最近在做mongodb数据统计查询,需求:统计一段时间内每天的分享次数和分享人数? 查了众多资料,居然未找到好的方案,最终还是自己写函数解决了,现分享出来(若有好的方法请指出):
字段名 | 类型 | 说明 |
---|---|---|
id | string | 记录id |
gmtCreate | date | 创建时间 |
userId | int | 用户id |
url | string | 分享地址 |
2. 那mongodb中如何写呢?我们先看mysql写法:
select
date_format(gmtCreate,'%Y%m%d') day,
count(1) shareCount,
count(distinct userId) shareUserCount
from t_share_log
where gmtCreate between str_to_date(20161001, '%Y%m%d') and str_to_date(20161231, '%Y%m%d');
那么在mongodb中如何表达呢? 几经调试,先通过定义keyf的function格式化group by的日期值,再通过定义reduce:function函数借助userIdMap去重userId(相当于dintinct userId),最后完整的命令如下:
mongodb命令行:
db.runCommand({group:
{
ns:"t_share_log",
cond : { "$and":[{"gmtCreate":{"$gt":new ISODate("2016-10-01T00:00:00.000Z")}}, {"gmtCreate":{"$lt":new ISODate("2016-12-31T23:59:59.999Z")}}]},
$keyf:function(doc){
var myDate = new Date(doc.gmtCreate);
var mm = '0'+(myDate.getMonth()+1);
var dd = '0'+myDate.getDate();
return {day:myDate.getFullYear()+''+mm.substring(mm.length-2)+''+dd.substring(dd.length-2)};
},
initial:{"shareCount" : 0 , "shareUserCount" : 0 , "userIdMap" : {}},
$reduce:function(doc, prev){
if(doc.userId != null){
prev.shareCount ++;
if(prev.userIdMap[doc.userId] == null) {
prev.shareUserCount ++;
prev.userIdMap[doc.userId] = 1;
}
}
},
finalize: function(doc){ delete doc.userIdMap; }
}
});
运行以上语句,得到如下结果(正确无误,是不是很有意思呢):
{
"retval" : [
{
"day" : "20161129",
"shareCount" : 12,
"shareUserCount" : 4
},
{
"day" : "20161130",
"shareCount" : 21,
"shareUserCount" : 9
}
],
"count" : NumberLong(174),
"keys" : NumberLong(8),
"ok" : 1
}
3.最后我们用java来实现,代码如下:
private GroupByResults<Map> queryShareStatistics(String beginTime, String endTime)
{
Criteria criteria = null;
if(!StringUtils.isEmpty(beginTime)) {
try
{
criteria = Criteria.where("gmtCreate").gte(Utils.SDF_FULLTIME_FORMAT.parse(beginTime));
}
catch (ParseException e)
{
logger.error(e);
}
}
if(!StringUtils.isEmpty(endTime)) {
try{
if(criteria == null) {
criteria = Criteria.where("gmtCreate").lte(Utils.SDF_FULLTIME_FORMAT.parse(endTime));
}else {
criteria.lte(Utils.SDF_FULLTIME_FORMAT.parse(endTime));
}
}
catch (ParseException e)
{
logger.error(e);
}
}
if(criteria == null) {
criteria = new Criteria();
}
//按日统计分享次数与人数
GroupBy groupBy = GroupBy.keyFunction("function(doc){"

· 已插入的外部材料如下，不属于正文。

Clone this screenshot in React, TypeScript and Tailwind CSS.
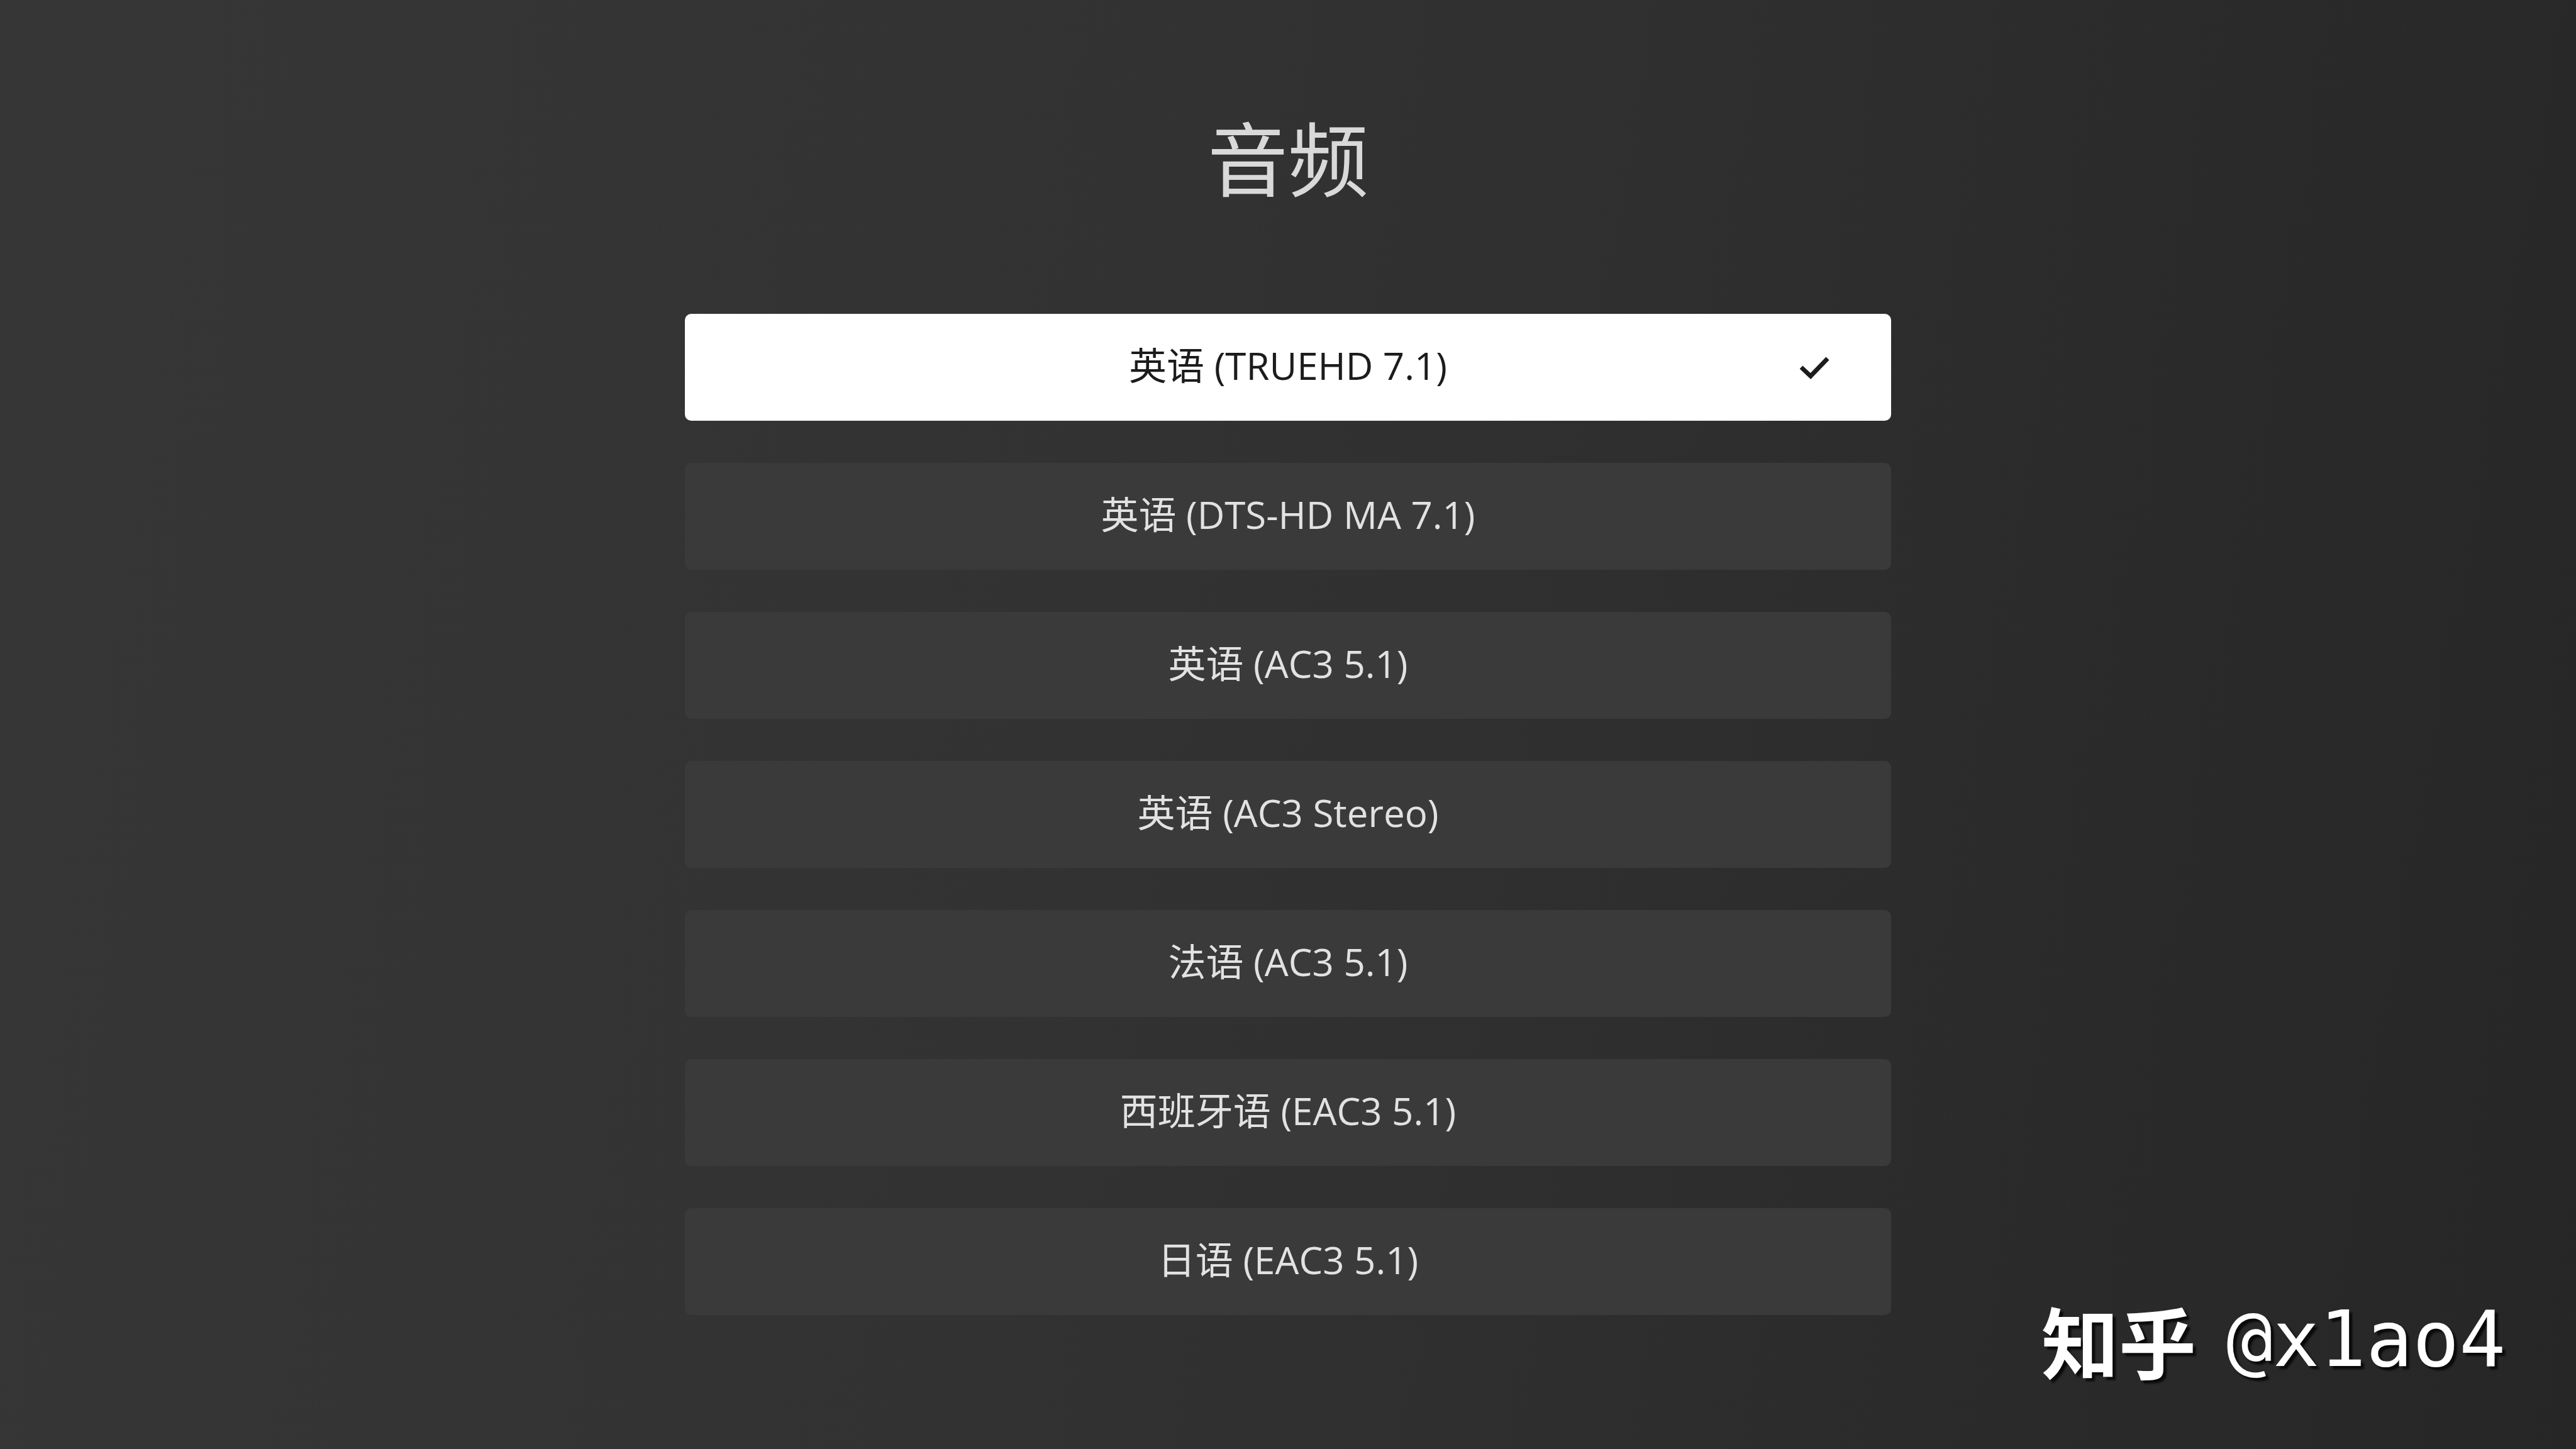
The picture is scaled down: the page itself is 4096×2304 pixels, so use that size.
const tracks = [
    { id: 1, label: "英语 (TRUEHD 7.1)", selected: true },
    { id: 2, label: "英语 (DTS-HD MA 7.1)" },
    { id: 3, label: "英语 (AC3 5.1)" },
    { id: 4, label: "英语 (AC3 Stereo)" },
    { id: 5, label: "法语 (AC3 5.1)" },
    { id: 6, label: "西班牙语 (EAC3 5.1)" },
    { id: 7, label: "日语 (EAC3 5.1)" },
];

function CheckMark() {
    return (
        <svg width="50" height="38" viewBox="0 0 50 38" fill="none">
            <polyline points="4,19 19,33 46,5" stroke="#1c1c1c" strokeWidth="7" strokeLinejoin="miter" />
        </svg>
    );
}

export default function App() {
    return (
        <div className="relative h-screen w-full overflow-hidden bg-[linear-gradient(100deg,#363636_0%,#323232_45%,#262626_100%)] font-['Open_Sans','Noto_Sans_CJK_SC',sans-serif]">
            <div className="flex flex-col items-center pt-[190px]">
                <h1 className="text-[128px] leading-none font-normal text-[#d9d9d9]">音频</h1>

                <div className="mt-[181px] flex w-[1918px] flex-col gap-[67px]">
                    {tracks.map((track) => (
                        <div
                            key={track.id}
                            className={`grid h-[170px] grid-cols-[1fr_auto_1fr] items-center rounded-[10px] px-[97px] ${track.selected ? "bg-white text-[#1c1c1c]" : "bg-[#3a3a3a] text-[#e2e2e2]"}`}
                        >
                            <div />
                            <span className="mb-[6px] text-[60px] leading-none">{track.label}</span>
                            <div className="flex justify-end">{track.selected && <CheckMark />}</div>
                        </div>
                    ))}
                </div>
            </div>

            {/* watermark */}
            <div className="absolute left-[3246px] top-[2068px] flex items-center text-[123px] leading-none font-bold text-white [text-shadow:5px_5px_3px_rgba(0,0,0,0.75)]">
                <span className="font-['Noto_Sans_CJK_SC',sans-serif]">知乎</span>
                <span className="ml-[48px] font-normal font-['DejaVu_Sans_Mono',monospace]">@x1ao4</span>
            </div>
        </div>
    );
}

+ "var myDate = new Date(doc.gmtCreate);"
+ " var mm = '0'+(myDate.getMonth()+1); "
+ " var dd = '0'+myDate.getDate();"
+ " return {day:myDate.getFullYear()+''+mm.substring(mm.length-2)+''+dd.substring(dd.length-2)};"
+ "}");
groupBy.initialDocument("{shareCount:0, shareUserCount:0, userIdMap:{}}")
.reduceFunction("function(doc, prev){ "
+ "if(doc.userId != null){"
+ " prev.shareCount ++;"
+ " if(prev.userIdMap[doc.userId] == null) { "
+ " prev.shareUserCount ++; "
+ " prev.userIdMap[doc.userId] = 1;"
+ " }"
+ "}"
+ "}")
.finalizeFunction("function(prev){delete prev.userIdMap}");
GroupByResults<Map> r = statisticsTemplate.group(criteria, "t_share_log", groupBy, Map.class);
return r;
}
综上所述,先通过定义keyf的function格式化group by的日期值,再通过定义reduce:function函数借助userIdMap去重userId(相当于dintinct userId)。欢迎大家提出更好的办法!